Il s’imposa même comme un défenseur des minorités face à « des générations d’esclavagistes et de fanatiques ayant construit des systèmes d’idées, de lois et de coutumes pour défaire les conditions sociales qui ont permis à une personne comme Van Salee d’exister et pour réduire la probabilité que les Noirs s’affirment comme libres, égaux et méritant le respect », comme le souligne Brian Purnell.
Une descendance illustre
Paradoxalement, ces démêlés répétitifs n’ont pas empêché Anthony Janszoon van Salee et sa femme Grietse de marier leurs filles à des membres influents de la petite colonie hollandaise qui deviendra New York.

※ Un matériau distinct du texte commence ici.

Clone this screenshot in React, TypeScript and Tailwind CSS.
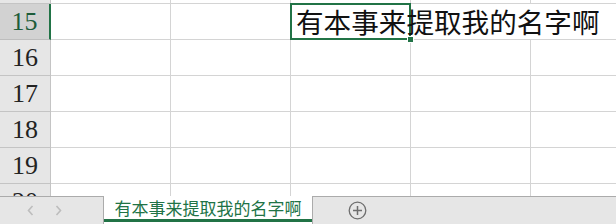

Ainsi, l’ouvrage du prix Pulitzer David Hackett Fischer, African Founders, sorti en mai 2022, notait que « parmi leurs descendants se trouvaient une progéniture de Vanderbilt [puissante famille américaine], Whitney, Frelinghuysens, deux ducs de Marlborough, le président Warren Harding, Humphrey Bogart et Jackie Bouvier Kennedy ».
Cette dernière « a déclaré aux généalogistes de New York qu’elle avait eu connaissance d’une descendance d’Anthony van Salee, mais qu’elle avait été informée qu’il était un gentleman juif. Les généalogistes n’ont pas approfondi le sujet », poursuit David Hackett Fischer.
En 1965, l’historien Leo Hershkowitz du Queens College de New York a été l’un des premiers à déceler une parenté entre Anthony van Salee et l’ancienne Première dame des Etats-Unis, mais de nouvelles recherches tendent à douter de ce lien généalogique, y compris dans le cas de la star de cinéma Humphrey Bogart.
Jackie Kennedy « a déclaré aux généalogistes de New York qu’elle avait eu connaissance d’une descendance d’Anthony van Salee »
Des chercheurs pensent aujourd’hui que la thèse d’un lien entre Jackie Kennedy et l’aïeul Anthony aurait été avancée pour sensibiliser la Première dame sur sa supposée descendance africaine au moment où l’administration de son époux, John Fitzgerald Kennedy, planchait sur les réformes liées aux droits civiques antiségrégationnistes.
Il n’empêche que la descendance de l’illustre fils de Mourad Raïs, qui décéda à 69 ans en 1676 dans sa vaste demeure à Bridge Street, à Manhattan, aura marqué l’histoire des Etats-Unis de ces trois derniers siècles.